Sinéad: I think this story has it all. It makes fabulous use of the prompts, it has clever punning, it has a great setting, it’s well written, it’s funny and clever, and it has such a fresh and exciting use of voice, creating an entire character and backstory with such skill it seems effortless. It also has a fabulous title and I love that the ‘baddie’ doesn’t get killed at the end, so the only option for him is to swim to the desert island and spend the rest of whatever life is left to him in the company of the person who shipwrecked him. I also loved the dragon, ‘as likely to breathe fire out the back as out the front’ – I giggled quite excessively at that.

Congratulations, Rachael! Here’s your updated, fiery winner’s page and your winning tale on the winners’ wall. Please watch your inbox for interview questions for this Thursday’s #SixtySeconds feature. And now, here is your winning story!

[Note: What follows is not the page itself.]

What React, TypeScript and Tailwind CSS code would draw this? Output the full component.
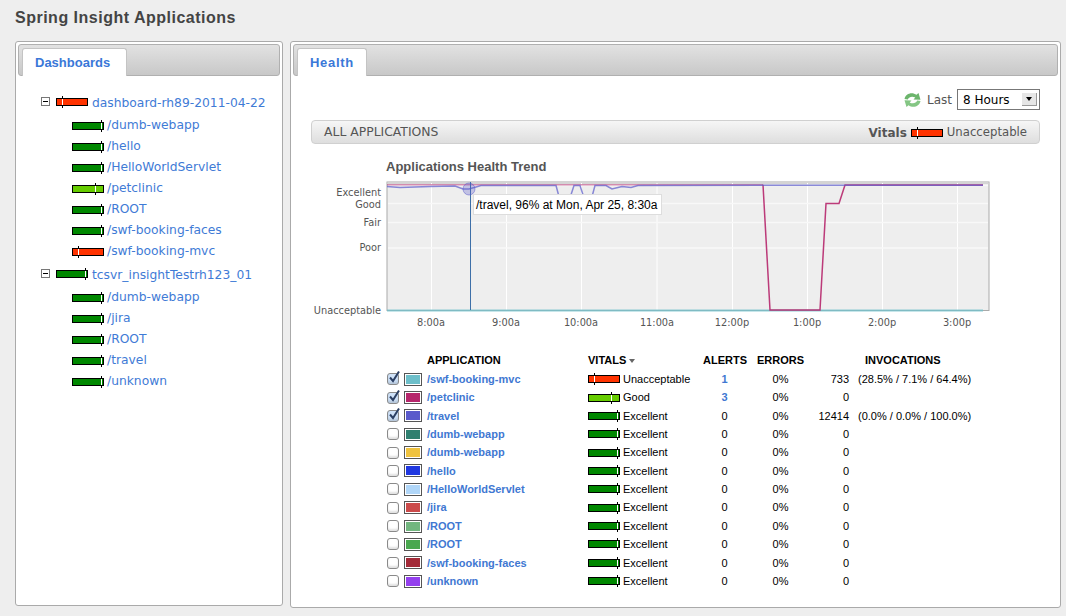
import React from 'react';

type Health = 'bad' | 'good' | 'ok';

const bars: Record<Health, { fill: string; tick: string }> = {
    bad: { fill: 'bg-[#ff3300]', tick: 'left-[5px]' },
    ok: { fill: 'bg-[#66cc00]', tick: 'left-[22px]' },
    good: { fill: 'bg-[#008800]', tick: 'left-[28px]' },
};

const VitalBar = ({ health }: { health: Health }) => (
    <span className={`relative block h-[8px] w-[32px] shrink-0 border border-black ${bars[health].fill}`}>
        <span className={`absolute top-[-3px] h-[12px] w-px bg-black ${bars[health].tick}`} />
        <span className={`absolute top-0 h-[6px] w-px bg-white ${bars[health].tick}`} />
    </span>
);

const treeGroups: { name: string; health: Health; apps: { name: string; health: Health }[] }[] = [
    {
        name: 'dashboard-rh89-2011-04-22',
        health: 'bad',
        apps: [
            { name: '/dumb-webapp', health: 'good' },
            { name: '/hello', health: 'good' },
            { name: '/HelloWorldServlet', health: 'good' },
            { name: '/petclinic', health: 'ok' },
            { name: '/ROOT', health: 'good' },
            { name: '/swf-booking-faces', health: 'good' },
            { name: '/swf-booking-mvc', health: 'bad' },
        ],
    },
    {
        name: 'tcsvr_insightTestrh123_01',
        health: 'good',
        apps: [
            { name: '/dumb-webapp', health: 'good' },
            { name: '/jira', health: 'good' },
            { name: '/ROOT', health: 'good' },
            { name: '/travel', health: 'good' },
            { name: '/unknown', health: 'good' },
        ],
    },
];

const rows = [
    { name: '/swf-booking-mvc', color: 'bg-[#6dbfca]', checked: true, health: 'bad' as Health, label: 'Unacceptable', alerts: '1', count: '733', pct: '(28.5% / 7.1% / 64.4%)' },
    { name: '/petclinic', color: 'bg-[#b6266b]', checked: true, health: 'ok' as Health, label: 'Good', alerts: '3', count: '0', pct: '' },
    { name: '/travel', color: 'bg-[#5a5acb]', checked: true, health: 'good' as Health, label: 'Excellent', alerts: '0', count: '12414', pct: '(0.0% / 0.0% / 100.0%)' },
    { name: '/dumb-webapp', color: 'bg-[#2f7f6f]', checked: false, health: 'good' as Health, label: 'Excellent', alerts: '0', count: '0', pct: '' },
    { name: '/dumb-webapp', color: 'bg-[#efc23f]', checked: false, health: 'good' as Health, label: 'Excellent', alerts: '0', count: '0', pct: '' },
    { name: '/hello', color: 'bg-[#2038e0]', checked: false, health: 'good' as Health, label: 'Excellent', alerts: '0', count: '0', pct: '' },
    { name: '/HelloWorldServlet', color: 'bg-[#b0d6f8]', checked: false, health: 'good' as Health, label: 'Excellent', alerts: '0', count: '0', pct: '' },
    { name: '/jira', color: 'bg-[#cb4a4a]', checked: false, health: 'good' as Health, label: 'Excellent', alerts: '0', count: '0', pct: '' },
    { name: '/ROOT', color: 'bg-[#72b67f]', checked: false, health: 'good' as Health, label: 'Excellent', alerts: '0', count: '0', pct: '' },
    { name: '/ROOT', color: 'bg-[#4aa84f]', checked: false, health: 'good' as Health, label: 'Excellent', alerts: '0', count: '0', pct: '' },
    { name: '/swf-booking-faces', color: 'bg-[#a32a38]', checked: false, health: 'good' as Health, label: 'Excellent', alerts: '0', count: '0', pct: '' },
    { name: '/unknown', color: 'bg-[#9440ee]', checked: false, health: 'good' as Health, label: 'Excellent', alerts: '0', count: '0', pct: '' },
];

const Tab = ({ label, className }: { label: string; className: string }) => (
    <div className="h-[32px] rounded-[3px] border border-[#b0b0b0] bg-gradient-to-b from-[#e2e2e2] to-[#c8c8c8] pl-[3px] pt-[3px]">
        <div className={`flex h-[28px] items-center rounded-t-[3px] border border-b-0 border-[#c4c4c4] bg-white pl-[12px] pt-[1px] text-[13px] font-bold text-[#3a78d8] ${className}`}>
            {label}
        </div>
    </div>
);

const Tree = () => (
    <div className="pl-[23px] pt-[16px] font-['DejaVu_Sans',sans-serif] text-[12.3px] text-[#3f7bd6]">
        {treeGroups.map((g) => (
            <div key={g.name} className="mb-[2px]">
                <div className="flex h-[23px] items-start pt-[4px]">
                    <span className="mr-[6px] mt-[1px] flex h-[9px] w-[9px] items-center justify-center border border-[#777]">
                        <span className="h-px w-[5px] bg-black" />
                    </span>
                    <span className="mt-[2px]"><VitalBar health={g.health} /></span>
                    <span className="ml-[4px] leading-[15px]">{g.name}</span>
                </div>
                {g.apps.map((a) => (
                    <div key={a.name} className="flex h-[21px] items-center pl-[31px]">
                        <VitalBar health={a.health} />
                        <span className="ml-[3px]">{a.name}</span>
                    </div>
                ))}
            </div>
        ))}
    </div>
);

const axisText = "font-['DejaVu_Sans',sans-serif]";
const yLabels: [string, number][] = [['Excellent', 196], ['Good', 208], ['Fair', 226], ['Poor', 251], ['Unacceptable', 314]];
const xLabels: [string, number][] = [['8:00a', 431], ['9:00a', 506], ['10:00a', 581], ['11:00a', 657], ['12:00p', 732], ['1:00p', 807], ['2:00p', 882], ['3:00p', 957]];

// svg coordinates are page pixels shifted by the chart's origin (310, 175)
const Chart = () => (
    <div className="relative ml-[17px] h-[155px] w-[690px]">
        <svg width="690" height="155" viewBox="310 175 690 155" className={`block ${axisText}`}>
            <rect x="387" y="182" width="602" height="128.5" fill="#eeeeee" stroke="#aaaaaa" />
            <rect x="387.5" y="182" width="601" height="2" fill="#d4d4d4" />
            {[431.5, 506.5, 581.5, 657, 732.5, 807.5, 882.5, 957.5].map((x) => (
                <line key={x} x1={x} x2={x} y1="183" y2="310" stroke="#ffffff" />
            ))}
            {[185.5, 203.5, 222.5, 248].map((y) => (
                <line key={y} x1="388" x2="988" y1={y} y2={y} stroke="#f8f8f8" strokeWidth="1.5" />
            ))}
            <polyline points="387,310.5 983,310.5" fill="none" stroke="#74bfc9" strokeWidth="2" opacity="0.8" />
            <polyline points="387,184.8 763,184.8" fill="none" stroke="#b6266b" strokeWidth="1.5" opacity="0.5" />
            <polyline
                points="763,184.8 770,310 820,310 826,203.5 839,203.5 845,185 983,185"
                fill="none"
                stroke="#b6266b"
                strokeWidth="1.5"
                opacity="0.9"
            />
            <polyline
                points="387,186.5 400,187.5 430,186.5 455,186 463,189 469,189 476,187 481,185.5 556,185.5 561,204 568,204 574,185.5 580,185.5 586,204 590,204 595,185.5 606,185.5 612,189 622,186.5 631,187.5 638,185.5 763,185.2 845,185.2 983,185.2"
                fill="none"
                stroke="#5a5acb"
                strokeWidth="1.5"
                opacity="0.7"
            />
            <line x1="470.5" x2="470.5" y1="182" y2="310" stroke="#3d6fa8" />
            <circle cx="469" cy="189" r="6" fill="#5a5acb" fillOpacity="0.3" stroke="#5a5acb" strokeOpacity="0.5" />
            {yLabels.map(([t, y]) => (
                <text key={t} x="381" y={y} textAnchor="end" fontSize="9.8" fill="#555555">{t}</text>
            ))}
            {xLabels.map(([t, x]) => (
                <text key={t} x={x} y="326" textAnchor="middle" fontSize="9.8" fill="#555555">{t}</text>
            ))}
        </svg>
        <div className="absolute left-[163px] top-[19px] flex h-[21px] w-[189px] items-center whitespace-nowrap border border-[#dddddd] bg-white pl-[2px] font-['Liberation_Sans',sans-serif] text-[12px] text-black">
            /travel, 96% at Mon, Apr 25, 8:30a
        </div>
    </div>
);

const CheckBox = ({ checked }: { checked: boolean }) => (
    <span className={`relative block h-[12px] w-[12px] rounded-[3px] border border-[#8a8a8a] shadow-[inset_0_-2px_2px_rgba(0,0,0,0.12)] ${checked ? 'bg-[#cfe2f8]' : 'bg-white'}`}>
        {checked && (
            <svg width="14" height="14" viewBox="0 0 14 14" className="absolute left-[-1px] top-[-4px]">
                <path d="M3 7.5 L6 11 L12 1.5" fill="none" stroke="#2b3f63" strokeWidth="2" />
            </svg>
        )}
    </span>
);

const gridCols = 'grid grid-cols-[17px_23px_161px_115px_43px_69px_34px_1fr] items-center';

const AppTable = () => (
    <div className="ml-[94px] mt-[21px] font-['Liberation_Sans',sans-serif] text-[11px] text-black">
        <div className={`${gridCols} mb-[1px] h-[18px] font-bold`}>
            <span />
            <span />
            <span>APPLICATION</span>
            <span className="flex items-center">
                VITALS
                <span className="ml-[3px] mt-[2px] h-0 w-0 border-x-[3px] border-t-[4px] border-x-transparent border-t-[#666]" />
            </span>
            <span className="text-center">ALERTS</span>
            <span className="text-center">ERRORS</span>
            <span className="col-span-2 pl-[50px]">INVOCATIONS</span>
        </div>
        {rows.map((r, i) => (
            <div key={i} className={`${gridCols} h-[18.36px]`}>
                <CheckBox checked={r.checked} />
                <span className="flex h-[13px] w-[18px] items-center justify-center border border-[#555] bg-white">
                    <span className={`block h-[9px] w-[14px] ${r.color}`} />
                </span>
                <span className="font-bold text-[#3f78d2]">{r.name}</span>
                <span className="flex items-center">
                    <VitalBar health={r.health} />
                    <span className="ml-[3px]">{r.label}</span>
                </span>
                <span className={`text-center ${r.alerts !== '0' ? 'font-bold text-[#3f78d2]' : ''}`}>{r.alerts}</span>
                <span className="text-center">0%</span>
                <span className="text-right">{r.count}</span>
                <span className="pl-[9px]">{r.pct}</span>
            </div>
        ))}
    </div>
);

const RefreshIcon = () => (
    <svg width="17" height="16" viewBox="0 0 17 16">
        <path d="M0.5 7 C1.5 1.5 8 -0.5 12.5 2.8 L14.5 1 L16.5 7.8 L9.5 7.6 L11.3 5.6 C8.5 4 5 4.5 3.8 7.4 Z" fill="#6cb56c" />
        <path d="M16.5 9 C15.5 14.5 9 16.5 4.5 13.2 L2.5 15 L0.5 8.2 L7.5 8.4 L5.7 10.4 C8.5 12 12 11.5 13.2 8.6 Z" fill="#84c684" />
    </svg>
);

const HealthHeader = () => (
    <div className="flex h-[44px] items-center justify-end pr-[18px] pt-[3px]">
        <RefreshIcon />
        <span className="ml-[6px] font-['DejaVu_Sans',sans-serif] text-[12px] text-[#555]">Last</span>
        <div className="ml-[5px] flex h-[21px] w-[83px] items-center justify-between border border-[#777] bg-white pl-[5px] pr-[2px] font-['DejaVu_Sans',sans-serif] text-[12px] text-black">
            8 Hours
            <span className="flex h-[13px] w-[15px] items-center justify-center border-b border-r border-[#999] bg-[#e6e6e6]">
                <span className="h-0 w-0 border-x-[3px] border-t-[4px] border-x-transparent border-t-black" />
            </span>
        </div>
    </div>
);

const App = () => {
    return (
        <div className="h-[616px] w-[1066px] overflow-hidden bg-[#eeeeee] font-['Liberation_Sans',sans-serif]">
            <h1 className="h-[41px] pl-[15px] pt-[9px] text-[16px] font-bold leading-[18px] tracking-[0.5px] text-[#444]">
                Spring Insight Applications
            </h1>
            <div className="flex items-start pl-[15px]">
                <div className="h-[565px] w-[268px] rounded-[3px] border border-[#aaaaaa] bg-white p-[2px]">
                    <Tab label="Dashboards" className="w-[105px]" />
                    <Tree />
                </div>
                <div className="ml-[7px] h-[567px] w-[771px] rounded-[3px] border border-[#aaaaaa] bg-white p-[2px]">
                    <Tab label="Health" className="w-[70px] tracking-[0.7px]" />
                    <HealthHeader />
                    <div className="ml-[18px] mr-[18px] flex h-[24px] items-center rounded-[4px] border border-[#d0d0d0] bg-gradient-to-b from-[#f6f6f6] to-[#dedede] pl-[12px] pr-[12px] pt-[1px] text-[12px] text-[#555]">
                        <span className="font-['DejaVu_Sans',sans-serif] text-[12.4px]">ALL APPLICATIONS</span>
                        <span className="ml-auto font-['DejaVu_Sans',sans-serif] text-[12px] font-bold">Vitals</span>
                        <span className="ml-[4px]"><VitalBar health="bad" /></span>
                        <span className="ml-[4px] font-['DejaVu_Sans',sans-serif] text-[11.7px]">Unacceptable</span>
                    </div>
                    <div className="pl-[93px] pt-[15px] text-[13px] font-bold leading-[16px] text-[#555]">
                        Applications Health Trend
                    </div>
                    <Chart />
                    <AppTable />
                </div>
            </div>
        </div>
    );
};

export default App;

A Story Between Me and Thee on the Occasion of Our Shipwrecking

I have a blunderbuss on my shoulder and a dragon in my pocket. Don’t believe me? Look. What? I never said it was a real dragon. That’s just what that little firearm’s called. A dragon. As likely to breathe fire out the back as the front, and then you’re in trouble, flames licking up your arm and you searching for a pail of something cold and wet to stick it in. Not that you’ll find any such on a desert island like this.

Meanwhile, your enemy has sailed away, laughing up his own decidedly not-aflame sleeve, and you’ve one shot left. He thinks you’ll save it for yourself, for that moment when you just want off this island, fast, and if death is the quickest way, bring it on. But there’s his blunder, because there’s not a man alive with arms long enough to shoot himself with a blunderbuss. Be a shame to waste it, though.

You take aim, squinting against the whip of sand in your eyes. His eyes go wide, then he’s lowering the row boat off the side, thinking to escape. Too late. Your shot strikes his gunpowder store and all goes up. All except the row boat bobbing towards you on the incoming tide.